WHAT TO WORK ON
Filter for the word "this" and keep each matching line.

:: SUPPLIED RECORDS

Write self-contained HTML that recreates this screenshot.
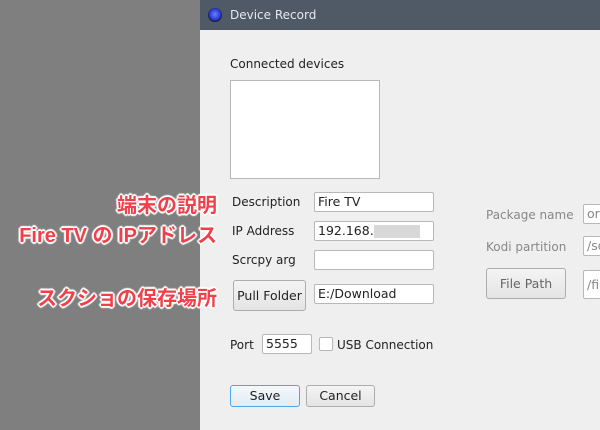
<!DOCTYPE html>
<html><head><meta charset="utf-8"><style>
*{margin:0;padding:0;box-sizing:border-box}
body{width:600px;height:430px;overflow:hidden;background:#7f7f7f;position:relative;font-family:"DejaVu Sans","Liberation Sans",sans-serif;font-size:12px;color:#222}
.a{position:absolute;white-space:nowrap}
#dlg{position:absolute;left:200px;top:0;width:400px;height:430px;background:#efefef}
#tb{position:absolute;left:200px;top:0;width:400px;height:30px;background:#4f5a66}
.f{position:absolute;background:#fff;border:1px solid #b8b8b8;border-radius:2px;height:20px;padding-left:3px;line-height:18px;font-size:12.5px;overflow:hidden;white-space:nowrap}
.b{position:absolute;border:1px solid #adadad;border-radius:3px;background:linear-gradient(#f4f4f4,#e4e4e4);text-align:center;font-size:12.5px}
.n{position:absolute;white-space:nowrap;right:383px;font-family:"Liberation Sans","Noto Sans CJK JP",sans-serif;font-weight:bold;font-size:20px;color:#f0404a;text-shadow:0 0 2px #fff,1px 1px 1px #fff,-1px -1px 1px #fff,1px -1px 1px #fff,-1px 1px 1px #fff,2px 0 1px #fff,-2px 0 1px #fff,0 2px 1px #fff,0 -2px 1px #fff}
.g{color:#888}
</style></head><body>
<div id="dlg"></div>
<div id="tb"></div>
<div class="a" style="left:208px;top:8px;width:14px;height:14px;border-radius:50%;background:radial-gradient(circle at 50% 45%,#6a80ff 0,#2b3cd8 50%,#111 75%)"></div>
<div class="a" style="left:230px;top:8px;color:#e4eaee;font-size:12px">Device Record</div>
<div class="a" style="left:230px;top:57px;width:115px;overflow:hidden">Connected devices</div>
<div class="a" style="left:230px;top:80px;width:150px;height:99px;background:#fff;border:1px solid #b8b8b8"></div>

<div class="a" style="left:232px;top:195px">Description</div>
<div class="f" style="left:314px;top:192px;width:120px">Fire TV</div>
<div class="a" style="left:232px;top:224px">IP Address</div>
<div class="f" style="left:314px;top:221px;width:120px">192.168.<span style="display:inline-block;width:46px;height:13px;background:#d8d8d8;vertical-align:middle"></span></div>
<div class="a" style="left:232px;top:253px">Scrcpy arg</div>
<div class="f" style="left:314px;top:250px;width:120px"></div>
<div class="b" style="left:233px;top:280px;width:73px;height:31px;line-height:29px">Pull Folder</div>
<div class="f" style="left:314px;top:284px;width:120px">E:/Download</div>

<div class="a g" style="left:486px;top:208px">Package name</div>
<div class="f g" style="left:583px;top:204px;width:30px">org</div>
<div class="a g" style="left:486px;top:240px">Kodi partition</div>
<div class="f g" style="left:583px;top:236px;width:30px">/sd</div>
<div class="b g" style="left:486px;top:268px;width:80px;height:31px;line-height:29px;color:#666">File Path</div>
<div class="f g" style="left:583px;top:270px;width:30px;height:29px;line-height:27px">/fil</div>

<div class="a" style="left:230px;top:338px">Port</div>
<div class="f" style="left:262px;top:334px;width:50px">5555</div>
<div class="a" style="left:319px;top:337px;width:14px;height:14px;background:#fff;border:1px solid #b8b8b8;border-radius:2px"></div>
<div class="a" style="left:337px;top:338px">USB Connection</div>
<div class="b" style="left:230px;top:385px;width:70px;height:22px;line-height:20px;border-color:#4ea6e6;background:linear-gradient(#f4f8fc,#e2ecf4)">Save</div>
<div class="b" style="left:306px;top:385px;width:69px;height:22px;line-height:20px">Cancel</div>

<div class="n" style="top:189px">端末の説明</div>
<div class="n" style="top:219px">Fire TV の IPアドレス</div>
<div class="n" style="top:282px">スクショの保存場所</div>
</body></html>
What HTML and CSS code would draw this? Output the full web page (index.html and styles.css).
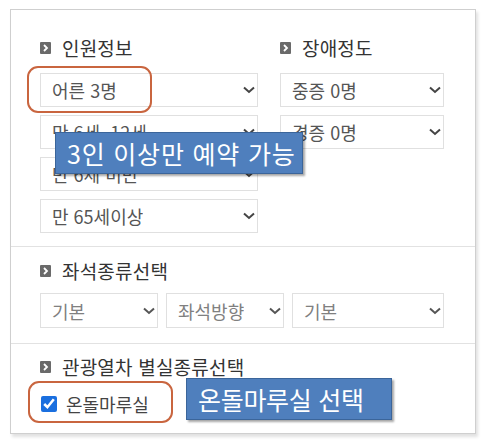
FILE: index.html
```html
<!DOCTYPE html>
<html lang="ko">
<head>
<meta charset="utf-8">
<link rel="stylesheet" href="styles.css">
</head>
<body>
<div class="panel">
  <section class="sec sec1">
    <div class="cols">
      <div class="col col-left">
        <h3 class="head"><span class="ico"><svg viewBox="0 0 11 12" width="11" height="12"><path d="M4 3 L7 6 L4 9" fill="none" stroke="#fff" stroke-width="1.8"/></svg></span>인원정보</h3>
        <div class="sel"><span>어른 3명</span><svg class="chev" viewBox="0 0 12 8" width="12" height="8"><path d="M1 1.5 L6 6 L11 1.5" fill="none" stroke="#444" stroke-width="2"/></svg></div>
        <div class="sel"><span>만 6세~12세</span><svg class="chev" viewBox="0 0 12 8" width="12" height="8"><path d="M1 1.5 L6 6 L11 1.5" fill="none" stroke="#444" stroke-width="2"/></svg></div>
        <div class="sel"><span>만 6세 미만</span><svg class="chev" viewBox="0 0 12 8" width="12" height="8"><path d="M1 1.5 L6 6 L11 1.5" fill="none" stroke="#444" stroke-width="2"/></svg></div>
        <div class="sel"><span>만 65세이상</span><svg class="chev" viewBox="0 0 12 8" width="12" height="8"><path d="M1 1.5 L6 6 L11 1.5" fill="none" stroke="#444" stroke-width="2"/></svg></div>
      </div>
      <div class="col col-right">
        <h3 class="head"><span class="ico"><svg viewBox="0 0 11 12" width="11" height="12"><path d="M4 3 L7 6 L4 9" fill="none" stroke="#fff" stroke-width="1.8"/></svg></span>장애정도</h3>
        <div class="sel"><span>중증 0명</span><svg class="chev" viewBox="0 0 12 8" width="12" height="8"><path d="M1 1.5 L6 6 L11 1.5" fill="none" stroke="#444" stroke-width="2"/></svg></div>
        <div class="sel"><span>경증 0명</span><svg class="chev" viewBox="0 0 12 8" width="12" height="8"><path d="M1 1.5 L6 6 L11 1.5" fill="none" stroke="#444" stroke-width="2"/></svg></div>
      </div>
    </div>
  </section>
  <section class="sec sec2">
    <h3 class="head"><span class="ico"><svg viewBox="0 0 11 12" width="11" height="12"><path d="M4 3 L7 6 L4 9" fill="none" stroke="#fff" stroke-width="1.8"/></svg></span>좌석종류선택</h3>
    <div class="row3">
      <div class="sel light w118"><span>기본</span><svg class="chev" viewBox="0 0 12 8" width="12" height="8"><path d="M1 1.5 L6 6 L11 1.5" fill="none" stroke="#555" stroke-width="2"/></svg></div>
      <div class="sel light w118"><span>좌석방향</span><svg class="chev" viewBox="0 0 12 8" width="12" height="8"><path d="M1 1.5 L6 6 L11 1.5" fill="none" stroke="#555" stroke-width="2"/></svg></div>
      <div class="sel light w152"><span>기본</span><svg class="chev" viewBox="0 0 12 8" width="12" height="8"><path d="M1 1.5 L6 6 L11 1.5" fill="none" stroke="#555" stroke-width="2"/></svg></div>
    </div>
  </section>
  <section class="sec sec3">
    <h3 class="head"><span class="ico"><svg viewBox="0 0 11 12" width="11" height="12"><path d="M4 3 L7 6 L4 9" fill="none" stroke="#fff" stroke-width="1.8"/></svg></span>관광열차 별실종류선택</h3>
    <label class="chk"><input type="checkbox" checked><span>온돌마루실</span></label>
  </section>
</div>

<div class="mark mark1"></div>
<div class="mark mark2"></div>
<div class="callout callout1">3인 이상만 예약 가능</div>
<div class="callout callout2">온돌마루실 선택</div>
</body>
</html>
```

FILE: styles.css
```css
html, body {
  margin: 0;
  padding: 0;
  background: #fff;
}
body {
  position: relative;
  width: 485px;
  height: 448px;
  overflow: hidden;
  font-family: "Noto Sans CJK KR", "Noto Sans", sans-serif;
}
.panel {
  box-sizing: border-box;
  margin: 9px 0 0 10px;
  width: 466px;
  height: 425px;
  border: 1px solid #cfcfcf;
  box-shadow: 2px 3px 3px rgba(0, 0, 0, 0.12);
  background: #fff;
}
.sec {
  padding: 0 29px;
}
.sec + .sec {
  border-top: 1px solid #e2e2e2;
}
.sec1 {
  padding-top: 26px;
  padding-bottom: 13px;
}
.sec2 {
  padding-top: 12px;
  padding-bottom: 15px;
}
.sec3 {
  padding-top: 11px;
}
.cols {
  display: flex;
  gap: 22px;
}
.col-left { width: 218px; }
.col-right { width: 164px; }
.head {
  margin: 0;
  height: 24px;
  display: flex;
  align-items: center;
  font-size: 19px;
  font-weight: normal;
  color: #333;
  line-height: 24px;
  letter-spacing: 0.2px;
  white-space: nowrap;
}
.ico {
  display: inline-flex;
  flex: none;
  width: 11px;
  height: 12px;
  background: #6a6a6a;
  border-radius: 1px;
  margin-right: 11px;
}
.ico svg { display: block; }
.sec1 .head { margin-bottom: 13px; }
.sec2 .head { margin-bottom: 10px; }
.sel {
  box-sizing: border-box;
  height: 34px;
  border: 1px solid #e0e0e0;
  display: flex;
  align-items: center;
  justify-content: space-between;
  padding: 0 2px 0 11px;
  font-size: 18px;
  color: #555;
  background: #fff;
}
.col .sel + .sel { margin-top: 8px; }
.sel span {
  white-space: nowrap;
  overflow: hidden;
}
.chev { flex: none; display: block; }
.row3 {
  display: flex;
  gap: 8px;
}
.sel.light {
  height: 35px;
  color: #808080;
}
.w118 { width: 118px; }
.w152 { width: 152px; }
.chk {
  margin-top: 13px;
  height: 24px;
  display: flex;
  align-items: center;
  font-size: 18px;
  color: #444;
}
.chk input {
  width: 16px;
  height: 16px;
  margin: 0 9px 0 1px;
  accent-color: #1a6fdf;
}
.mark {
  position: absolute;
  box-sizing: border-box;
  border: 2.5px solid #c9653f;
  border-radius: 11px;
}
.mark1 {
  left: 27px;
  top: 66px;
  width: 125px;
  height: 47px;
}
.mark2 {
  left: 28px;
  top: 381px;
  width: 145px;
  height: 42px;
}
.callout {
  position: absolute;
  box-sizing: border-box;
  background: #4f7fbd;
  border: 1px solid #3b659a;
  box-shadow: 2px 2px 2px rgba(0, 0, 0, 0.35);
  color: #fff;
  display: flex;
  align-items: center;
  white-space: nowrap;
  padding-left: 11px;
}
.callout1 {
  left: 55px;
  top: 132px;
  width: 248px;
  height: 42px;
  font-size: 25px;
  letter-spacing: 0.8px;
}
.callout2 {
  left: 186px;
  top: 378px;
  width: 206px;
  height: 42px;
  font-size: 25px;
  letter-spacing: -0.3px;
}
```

::::

TASK ANSWER
Write self-contained HTML that recreates this screenshot.
What HTML and CSS code would draw this? Output the full web page (index.html and styles.css).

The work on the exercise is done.